By Karen Fredrickson
Photo: Courtesy of Dona Crawford
Cornell Cooperative of Ulster County began as an answer to the needs of local residents, providing them with education and reliable information about farming and raising animals. It is a nonprofit extension of Cornell University that works extensively with volunteers dedicated to four main areas: agriculture, horticulture, healthy communities and parent and family education skills.
I spoke with Community Horticulture Educator and Master Gardener Program Coordinator Dona Crawford, who explained, “Our programs are developed in direct response to community input and are based on the most current information available from Cornell and other land-grant universities from across the nation.” The information is used to benefit the many programs run by the Cornell Cooperative because, as Crawford said, “We are very busy folks!”

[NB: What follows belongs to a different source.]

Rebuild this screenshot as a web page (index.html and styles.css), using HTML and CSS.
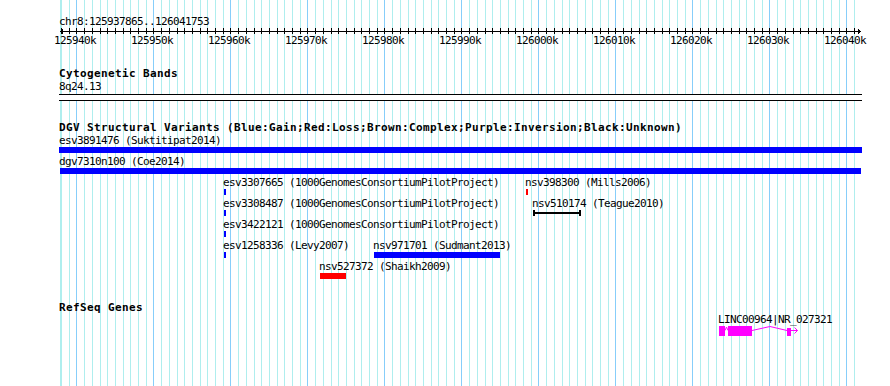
FILE: index.html
```html
<!DOCTYPE html>
<html>
<head>
<meta charset="utf-8">
<title>chr8:125937865..126041753</title>
<link rel="stylesheet" href="styles.css">
</head>
<body>
<div class="browser">
  <svg class="grid" width="890" height="386" viewBox="0 0 890 386" shape-rendering="crispEdges">
    <path class="grid-minor" d="M60.5 0v386M61.5 0v386M69.5 0v386M84.5 0v386M92.5 0v386M100.5 0v386M107.5 0v386M115.5 0v386M123.5 0v386M130.5 0v386M138.5 0v386M146.5 0v386M161.5 0v386M169.5 0v386M177.5 0v386M184.5 0v386M192.5 0v386M200.5 0v386M207.5 0v386M215.5 0v386M223.5 0v386M238.5 0v386M246.5 0v386M254.5 0v386M261.5 0v386M269.5 0v386M277.5 0v386M284.5 0v386M292.5 0v386M300.5 0v386M315.5 0v386M323.5 0v386M331.5 0v386M338.5 0v386M346.5 0v386M354.5 0v386M361.5 0v386M369.5 0v386M377.5 0v386M392.5 0v386M400.5 0v386M408.5 0v386M415.5 0v386M423.5 0v386M431.5 0v386M438.5 0v386M446.5 0v386M454.5 0v386M469.5 0v386M477.5 0v386M485.5 0v386M492.5 0v386M500.5 0v386M508.5 0v386M515.5 0v386M523.5 0v386M531.5 0v386M546.5 0v386M554.5 0v386M562.5 0v386M569.5 0v386M577.5 0v386M585.5 0v386M592.5 0v386M600.5 0v386M608.5 0v386M623.5 0v386M631.5 0v386M639.5 0v386M646.5 0v386M654.5 0v386M662.5 0v386M669.5 0v386M677.5 0v386M685.5 0v386M700.5 0v386M708.5 0v386M716.5 0v386M723.5 0v386M731.5 0v386M739.5 0v386M746.5 0v386M754.5 0v386M762.5 0v386M777.5 0v386M785.5 0v386M793.5 0v386M800.5 0v386M808.5 0v386M816.5 0v386M823.5 0v386M831.5 0v386M839.5 0v386M854.5 0v386"/>
    <path class="grid-major" d="M76.5 0v386M153.5 0v386M230.5 0v386M307.5 0v386M384.5 0v386M461.5 0v386M538.5 0v386M615.5 0v386M692.5 0v386M769.5 0v386M846.5 0v386"/>
  </svg>

  <div class="panel">
    <div class="track ruler-track">
      <div class="seg-label">chr8:125937865..126041753</div>
      <svg class="ruler" width="803" height="6" viewBox="0 0 803 6" shape-rendering="crispEdges">
        <rect x="1" y="3" width="801" height="1"/>
        <rect x="2" y="2" width="1" height="3"/>
        <rect x="3" y="1" width="1" height="5"/>
        <rect x="800" y="2" width="1" height="3"/>
        <rect x="799" y="1" width="1" height="5"/>
        <path class="ticks" d="M2.5 0v6M10.5 0v6M17.5 0v6M25.5 0v6M33.5 0v6M41.5 0v6M48.5 0v6M56.5 0v6M64.5 0v6M71.5 0v6M79.5 0v6M87.5 0v6M94.5 0v6M102.5 0v6M110.5 0v6M118.5 0v6M125.5 0v6M133.5 0v6M141.5 0v6M148.5 0v6M156.5 0v6M164.5 0v6M171.5 0v6M179.5 0v6M187.5 0v6M195.5 0v6M202.5 0v6M210.5 0v6M218.5 0v6M225.5 0v6M233.5 0v6M241.5 0v6M248.5 0v6M256.5 0v6M264.5 0v6M272.5 0v6M279.5 0v6M287.5 0v6M295.5 0v6M302.5 0v6M310.5 0v6M318.5 0v6M325.5 0v6M333.5 0v6M341.5 0v6M349.5 0v6M356.5 0v6M364.5 0v6M372.5 0v6M379.5 0v6M387.5 0v6M395.5 0v6M402.5 0v6M410.5 0v6M418.5 0v6M426.5 0v6M433.5 0v6M441.5 0v6M449.5 0v6M456.5 0v6M464.5 0v6M472.5 0v6M479.5 0v6M487.5 0v6M495.5 0v6M503.5 0v6M510.5 0v6M518.5 0v6M526.5 0v6M533.5 0v6M541.5 0v6M549.5 0v6M556.5 0v6M564.5 0v6M572.5 0v6M580.5 0v6M587.5 0v6M595.5 0v6M603.5 0v6M610.5 0v6M618.5 0v6M626.5 0v6M633.5 0v6M641.5 0v6M649.5 0v6M657.5 0v6M664.5 0v6M672.5 0v6M680.5 0v6M687.5 0v6M695.5 0v6M703.5 0v6M710.5 0v6M718.5 0v6M726.5 0v6M734.5 0v6M741.5 0v6M749.5 0v6M757.5 0v6M764.5 0v6M772.5 0v6M780.5 0v6M787.5 0v6M795.5 0v6"/>
      </svg>
      <div class="tick-labels">
        <span class="tick" style="left:-5px">125940k</span>
        <span class="tick" style="left:72px">125950k</span>
        <span class="tick" style="left:149px">125960k</span>
        <span class="tick" style="left:226px">125970k</span>
        <span class="tick" style="left:303px">125980k</span>
        <span class="tick" style="left:380px">125990k</span>
        <span class="tick" style="left:457px">126000k</span>
        <span class="tick" style="left:534px">126010k</span>
        <span class="tick" style="left:611px">126020k</span>
        <span class="tick" style="left:688px">126030k</span>
        <span class="tick" style="left:765px">126040k</span>
      </div>
    </div>

    <div class="track cyto-track">
      <div class="track-title">Cytogenetic Bands</div>
      <div class="band-label">8q24.13</div>
      <div class="band"></div>
    </div>

    <div class="track dgv-track">
      <div class="track-title">DGV Structural Variants (Blue:Gain;Red:Loss;Brown:Complex;Purple:Inversion;Black:Unknown)</div>
      <div class="row">
        <div class="feature edge" style="left:0px">
          <span class="label">esv3891476 (Suktitipat2014)</span>
          <span class="bar gain" style="width:803px"></span>
        </div>
      </div>
      <div class="row">
        <div class="feature" style="left:1px">
          <span class="label">dgv7310n100 (Coe2014)</span>
          <span class="bar gain" style="width:801px"></span>
        </div>
      </div>
      <div class="row">
        <div class="feature" style="left:165px">
          <span class="label">esv3307665 (1000GenomesConsortiumPilotProject)</span>
          <span class="bar gain" style="width:2px"></span>
        </div>
        <div class="feature" style="left:467px">
          <span class="label">nsv398300 (Mills2006)</span>
          <span class="bar loss" style="width:2px"></span>
        </div>
      </div>
      <div class="row">
        <div class="feature" style="left:165px">
          <span class="label">esv3308487 (1000GenomesConsortiumPilotProject)</span>
          <span class="bar gain" style="width:2px"></span>
        </div>
        <div class="feature" style="left:474px">
          <span class="label">nsv510174 (Teague2010)</span>
          <span class="bar span-glyph" style="width:48px"></span>
        </div>
      </div>
      <div class="row">
        <div class="feature" style="left:165px">
          <span class="label">esv3422121 (1000GenomesConsortiumPilotProject)</span>
          <span class="bar gain" style="width:2px"></span>
        </div>
      </div>
      <div class="row">
        <div class="feature" style="left:165px">
          <span class="label">esv1258336 (Levy2007)</span>
          <span class="bar gain" style="width:2px"></span>
        </div>
        <div class="feature" style="left:315px">
          <span class="label">nsv971701 (Sudmant2013)</span>
          <span class="bar gain" style="width:126px"></span>
        </div>
      </div>
      <div class="row">
        <div class="feature" style="left:261px">
          <span class="label">nsv527372 (Shaikh2009)</span>
          <span class="bar loss" style="width:26px"></span>
        </div>
      </div>
    </div>

    <div class="track gene-track">
      <div class="track-title">RefSeq Genes</div>
      <div class="gene-lane">
        <div class="feature" style="left:660px">
          <span class="label">LINC00964|NR_027321</span>
          <svg class="gene-model" width="82" height="10" viewBox="0 0 82 10">
            <rect class="exon" x="0" y="0" width="6" height="10"/>
            <polyline class="intron" points="6,4.5 7.5,1 9,4.5"/>
            <rect class="exon" x="9" y="0" width="24" height="10"/>
            <polyline class="intron" points="33,4.5 51,0.5 68,4.5"/>
            <rect class="exon" x="68" y="2" width="4" height="8"/>
            <path class="intron" d="M72 4.5H78.5M75.5 1.5L78.5 4.5L75.5 7.5"/>
          </svg>
        </div>
      </div>
    </div>
  </div>
</div>
</body>
</html>
```

FILE: styles.css
```css
body {
  margin: 0;
  background: #ffffff;
}

.browser {
  position: relative;
  width: 890px;
  height: 386px;
  overflow: hidden;
  background: #ffffff;
  color: #000000;
  font-family: "DejaVu Sans Mono", "Liberation Mono", monospace;
  font-size: 11px;
  line-height: 13px;
  letter-spacing: -0.623px;
}

.grid {
  position: absolute;
  left: 0;
  top: 0;
}

.grid-minor {
  fill: none;
  stroke: #afeeee;
  stroke-width: 1;
}

.grid-major {
  fill: none;
  stroke: #87cefa;
  stroke-width: 1;
}

.panel {
  position: relative;
  width: 803px;
  padding: 15px 0 0 59px;
}

.seg-label,
.band-label,
.track-title,
.label,
.tick {
  white-space: nowrap;
}

.ruler {
  display: block;
  fill: #000000;
}

.ticks {
  fill: none;
  stroke: #000000;
  stroke-width: 1;
}

.tick-labels {
  position: relative;
  height: 13px;
}

.tick {
  position: absolute;
  top: 0;
}

.track-title {
  font-weight: bold;
  letter-spacing: 0.377px;
}

.cyto-track,
.dgv-track,
.gene-track {
  margin-top: 20px;
}

.band {
  width: 803px;
  height: 7px;
  margin-top: 1px;
  box-sizing: border-box;
  border-top: 1px solid #000000;
  border-bottom: 1px solid #000000;
  background: #ffffff;
}

.row {
  position: relative;
  height: 21px;
}

.feature {
  position: absolute;
  top: 0;
}

.label {
  display: block;
  margin-left: -1px;
}

.feature.edge .label {
  margin-left: 0;
}

.bar {
  display: block;
  height: 6px;
}

.gain {
  background: #0000ff;
}

.loss {
  background: #ff0000;
}

.span-glyph {
  position: relative;
  box-sizing: border-box;
  border-left: 2px solid #000000;
  border-right: 2px solid #000000;
}

.span-glyph::before {
  content: "";
  position: absolute;
  left: 0;
  right: 0;
  top: 2px;
  height: 2px;
  background: #000000;
}

.gene-lane {
  position: relative;
  height: 30px;
  margin-top: -1px;
}

.gene-model {
  display: block;
}

.exon {
  fill: #ff00ff;
}

.intron {
  fill: none;
  stroke: #ff00ff;
  stroke-width: 1;
}
```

Master Gardener volunteers provide the public with gardening programs and activities that draw on the horticulture research and experience of Cornell University. They are one of the most important parts of the Cornell Cooperative and are essential to keeping it functioning and running smoothly. “We couldn’t do it without them,” Crawford said. Being a volunteer is a commitment, as volunteers help with education programs; soil testing; identification of different insects, plant diseases and weeds; and maintain a demonstration garden where the Cornell Cooperative teaches hands-on gardening education at no charge. If all of that weren’t enough, the volunteers also staff a helpline three days a week where they answer questions and solve problems for callers.
To become a volunteer, candidates attend a training course in partnership with local professionals and Master Gardeners. After completing that, they become Master Gardeners and pledge their time to give back to the community as volunteers. “Ulster County couldn’t do without these folks,” Crawford said. “We currently have 80 pretty active volunteers in the Master Gardener Program.”
People of all backgrounds volunteer for the Cornell Cooperative. “Many of the Master Gardener volunteers are retired people that really understand the value of giving back to their community,” Crawford said. “They have lots of learned skills and life skills that they add to the education they receive from Cornell. Parents, students and family members are involved… and we reach out to other volunteers in the community…We recruit folks by word of mouth, media or through other local nonprofit organizations. Thankfully, there are a lot of blatant volunteers living in Ulster County!”
Master Gardeners participate in many community events. Recently, they hosted a plant swap and sale where the public could bring in extra plants they had and exchange them for plants brought in by others—a lovely and inexpensive way of expanding the variety within your garden! Another event was a fundraiser to benefit a scholarship honoring the founder of the Master Gardener Program in Ulster County.
For those interested in participating in a program and seeing the Cornell Cooperative function up close, they host a free gardening workshop on the third Saturday of the month at the demonstration garden at SUNY Ulster. They also participate in the Ulster County Fair with a horticulture exhibit.
Crawford has been a volunteer in the Hudson Valley throughout her life, participating in many projects, but she describes the Master Gardeners at the Cornell Cooperative as “the best folks I have ever worked for and with. While I am the program coordinator for the Master Gardener Program and a community horticulture educator, there is so much more to Cornell Cooperative Extension.” Crawford invites anyone interested to contact the other program educators, who can be found on their website.